Merespons permintaan ini, Komisi X DPR menyatakan pihaknya mendorong pemerintah untuk segera menyusun regulasi yang menjamin perlindungan hukum dan kepastian kerja bagi guru dan tenaga kependidikan non-ASN dan ASN PPPK.
Termasuk di antaranya yakni soal pengaturan status kepegawaian, hak atas jaminan sosial dan kesejahteraan, serta perlindungan dari pemutusan kontrak kerja yang tidak jelas.
Lebih lanjut, Komisi X DPR menyatakan mendorong penguatan skema ASN PPPK agar setara dengan PNS, terutama dalam hal hak pensiun, jenjang karier, dan perlindungan profesi.
Pihaknya juga menyatakan mendesak pemerintah mempercepat transformasi tata kelola guru secara menyeluruh, mulai dari proses rekrutmen, pembinaan berkelanjutan, sehingga kepastian hukum dalam satu kerangka regulasi setingkat UU.
Wakil Ketua Komisi X DPR MY Esti Wijayati mengatakan, pemerintah perlu segera melakukan analisis atau kajian lebih detail terkait kebutuhan tenaga pendidik yang dibutuhkan secara keseluruhan di Indonesia, berikut per jenjang, per mata pelajaran, dan per wilayah.
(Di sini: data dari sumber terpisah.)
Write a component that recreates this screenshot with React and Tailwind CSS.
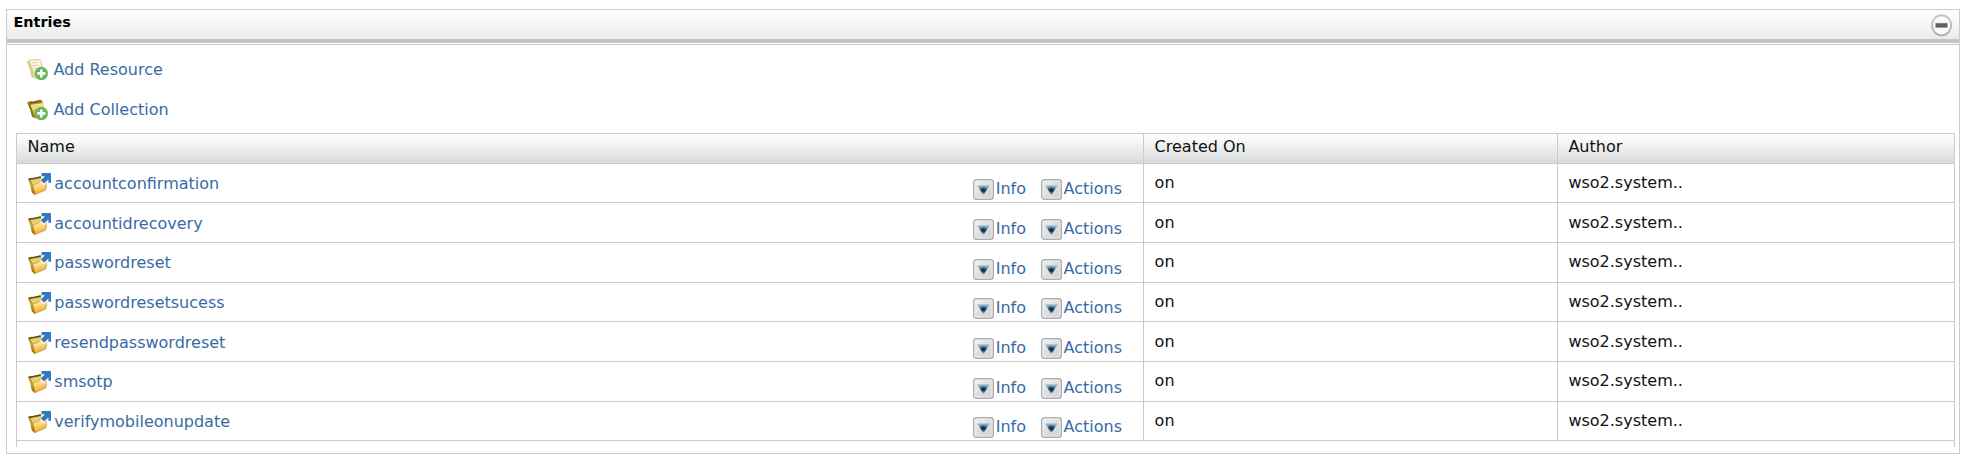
const entries = [
  'accountconfirmation',
  'accountidrecovery',
  'passwordreset',
  'passwordresetsucess',
  'resendpasswordreset',
  'smsotp',
  'verifymobileonupdate',
];

function PlusBadge() {
  return (
    <g>
      <circle cx="14.3" cy="14.4" r="6.7" fill="#64b958" />
      <path d="M14.3 10.4v8M10.3 14.4h8" stroke="#fff" strokeWidth="2.6" />
    </g>
  );
}

function ResourceIcon() {
  return (
    <svg width="21" height="21" viewBox="0 0 21 21" className="shrink-0">
      <defs>
        <linearGradient id="paper" x1="0" y1="0" x2="1" y2="1">
          <stop offset="0" stopColor="#f6edc2" />
          <stop offset="0.5" stopColor="#fdf6e4" />
          <stop offset="1" stopColor="#ead58c" />
        </linearGradient>
      </defs>
      <path d="M0.4 2.8L3 1.2L12 0.4L13.6 1.6L16 11L8.4 19.2L4.6 17.6L3.8 12Z" fill="url(#paper)" stroke="#d2bf86" strokeWidth="0.8" />
      <path d="M0.4 2.8L2.8 2.2L6.4 12L8 18.8L4.6 17.6L3.8 12Z" fill="#dccb8c" />
      <path d="M5 4l6-0.6M5.7 6.8l6-0.6M6.5 9.6l4-0.4" stroke="#eccaa8" strokeWidth="0.9" />
      <PlusBadge />
    </svg>
  );
}

function CollectionIcon() {
  return (
    <svg width="21" height="21" viewBox="0 0 21 21" className="shrink-0">
      <defs>
        <linearGradient id="collection" x1="0" y1="0" x2="0" y2="1">
          <stop offset="0" stopColor="#f3e28a" />
          <stop offset="0.6" stopColor="#dfb443" />
          <stop offset="1" stopColor="#b9801c" />
        </linearGradient>
      </defs>
      <path d="M0.2 3.2L4 1.8L6 2.4L13 0.4L15.5 2L16.4 10L8.2 19.2L5 17.6L3.4 11Z" fill="#b9952e" />
      <path d="M0.2 3.2L3.6 4.8L8.2 19.2L5 17.6L3.4 11Z" fill="#94731a" />
      <path d="M1.6 3.6L13.5 1.4L15 2.6L4.4 4.8Z" fill="#6b5614" />
      <path d="M3.6 6L16.8 4.2L16.4 11L8.2 19.2Z" fill="url(#collection)" />
      <path d="M4.2 6.6L16.4 4.8M5 9.2L15 7.8" stroke="#faf0b8" strokeWidth="0.9" />
      <PlusBadge />
    </svg>
  );
}

function FolderLinkIcon() {
  return (
    <svg width="23" height="22" viewBox="0 0 23 22" className="block shrink-0">
      <defs>
        <linearGradient id="folder" x1="0" y1="0" x2="0.2" y2="1">
          <stop offset="0" stopColor="#fff3c4" />
          <stop offset="0.45" stopColor="#fdda80" />
          <stop offset="1" stopColor="#f3a61a" />
        </linearGradient>
        <linearGradient id="folderBack" x1="0" y1="0" x2="0" y2="1">
          <stop offset="0" stopColor="#8f7a1c" />
          <stop offset="0.5" stopColor="#c9a638" />
          <stop offset="1" stopColor="#8a6410" />
        </linearGradient>
      </defs>
      <path d="M7 21.8L17.8 18L19.6 12L8 20Z" fill="#bdbdbd" opacity="0.7" />
      <path d="M0.1 5.8L3.6 4.8L5.2 5.4L12.8 3.2L14 9L6.8 22L3.8 19.6L2.4 13Z" fill="url(#folderBack)" />
      <path d="M2.4 7.2L12.8 5L14 10L5 12Z" fill="#e5d170" />
      <path d="M0.6 6.3L12.8 4" stroke="#5f4f12" strokeWidth="1.3" />
      <path d="M4.8 11.6L10 10.6L11.4 9L18.8 8L17.6 16.4L7 21.5Z" fill="url(#folder)" stroke="#c98c24" strokeWidth="0.6" />
      <path d="M12.8 0H23V11L20 8.4L16.2 12L12 8.4L15.4 4.4Z" fill="#fff" />
      <path d="M13.6 0H23V9.8H20.4V6.4L16.2 10.6L12.8 7.6L17 3.2H13.6Z" fill="#3079be" />
    </svg>
  );
}

function DropIcon() {
  return (
    <svg width="21" height="21" viewBox="0 0 21 21" className="block shrink-0">
      <defs>
        <linearGradient id="button" x1="0" y1="0" x2="1" y2="1">
          <stop offset="0" stopColor="#f4f4f4" />
          <stop offset="0.5" stopColor="#dedede" />
          <stop offset="1" stopColor="#d2d2d2" />
        </linearGradient>
        <radialGradient id="arrow" cx="0.5" cy="0.52" r="0.5">
          <stop offset="0" stopColor="#07121c" />
          <stop offset="0.35" stopColor="#27465c" />
          <stop offset="1" stopColor="#8fbad6" />
        </radialGradient>
      </defs>
      <rect x="0.7" y="0.7" width="19.6" height="19.6" rx="2.6" fill="url(#button)" stroke="#adadad" strokeWidth="1.4" />
      <rect x="2" y="2" width="17" height="17" rx="1.2" fill="none" stroke="#f0f0f0" strokeWidth="0.8" />
      <path d="M4.4 6.8H16.4L11 15.4H9.8Z" fill="url(#arrow)" />
      <path d="M4.8 7.2H16" stroke="#86b0cc" strokeWidth="1.2" />
    </svg>
  );
}

function CollapseIcon() {
  return (
    <svg width="22" height="23" viewBox="0 0 22 23" className="block">
      <defs>
        <linearGradient id="ring" x1="0" y1="0" x2="0" y2="1">
          <stop offset="0" stopColor="#c6c7c8" />
          <stop offset="1" stopColor="#a9abad" />
        </linearGradient>
      </defs>
      <ellipse cx="10.6" cy="11.3" rx="9.6" ry="10.1" fill="#f8fafb" stroke="url(#ring)" strokeWidth="1.9" />
      <rect x="4" y="8.8" width="13" height="5.2" rx="0.8" fill="#b5b7b9" />
      <rect x="4.9" y="9.4" width="11.2" height="3.9" fill="#606163" />
    </svg>
  );
}

function MenuLink({ label }) {
  return (
    <a className="flex items-start">
      <DropIcon />
      <span className="ml-0.5">{label}</span>
    </a>
  );
}

export default function App() {
  return (
    <div className="h-[462px] w-[1966px] bg-white pl-1.5 pt-[9px] font-['DejaVu_Sans',sans-serif] text-[16px] leading-5 text-[#111]">
      <section className="h-[445px] w-[1954px] border border-[#cbcbcb]">
        <header className="flex h-[33px] justify-between border-b-4 border-[#c3c4c6] bg-linear-to-b from-white to-[#ebebeb] pl-[6.5px] pr-[6px]">
          <h2 className="pt-[2px] text-[14.4px] font-bold text-black">Entries</h2>
          <div className="pt-1"><CollapseIcon /></div>
        </header>
        <div className="mt-px h-[409px] border-t border-[#cbcbcb] pl-[9px]">
          <div className="flex h-[88px] flex-col gap-[19px] pl-[11px] pt-3.5 text-[#386ba4]">
            <a className="flex h-[21px] gap-[5.4px]"><ResourceIcon /><span className="pt-px">Add Resource</span></a>
            <a className="flex h-[21px] gap-[5.4px]"><CollectionIcon /><span className="pt-px">Add Collection</span></a>
          </div>
          <div className="h-[314px] w-[1939px] border-x border-t border-[#cbcbcb]">
            <div className="grid h-[28.7px] grid-cols-[1126px_414px_1fr] bg-linear-to-b from-white via-[#f0f2f2] via-40% to-[#d9dadc]">
              <div className="pl-[10.6px] pt-[3px]">Name</div>
              <div className="border-l border-[#cbcbcb] pl-[10.6px] pt-[3px]">Created On</div>
              <div className="border-l border-[#cbcbcb] pl-[10.4px] pt-[3px]">Author</div>
            </div>
            {entries.map((name) => (
              <div key={name} className="grid h-[39.667px] grid-cols-[1126px_414px_1fr] border-t border-[#cbcbcb]">
                <div className="flex justify-between pl-[11px] pr-[21px] text-[#386ba4]">
                  <a className="flex gap-[3.3px] pt-[9.2px]"><FolderLinkIcon /><span className="pt-px">{name}</span></a>
                  <div className="flex gap-[14.6px] pt-[15.6px]">
                    <MenuLink label="Info" />
                    <MenuLink label="Actions" />
                  </div>
                </div>
                <div className="border-l border-[#cbcbcb] pl-[10.6px] pt-[9.2px]">on</div>
                <div className="border-l border-[#cbcbcb] pl-[10.4px] pt-[9.2px]">wso2.system..</div>
              </div>
            ))}
            <div className="border-t border-[#cbcbcb]" />
          </div>
        </div>
      </section>
    </div>
  );
}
"Harus jelas karena di sinilah kita akan mengetahui berapa sebenarnya kebutuhan guru yang pemerintah memang harus andil secara total untuk kesejahteraannya. Termasuk untuk mengikuti apa yang menjadi harapan Bapak-Ibu, tidak lagi PPPK ataupun honorer," ucapnya.
Kajian ini menurutnya juga penting mengingat potensi regrouping, termasuk di kota padat, lantaran penurunan jumlah anak yang bersekolah.
"Tetapi penghargaan terhadap guru-guru yang sudah sekian tahun mengabdi tetapi belum dapat kejelasan itu juga akan kita masukkan sebagai kesimpulan rapat," ucapnya.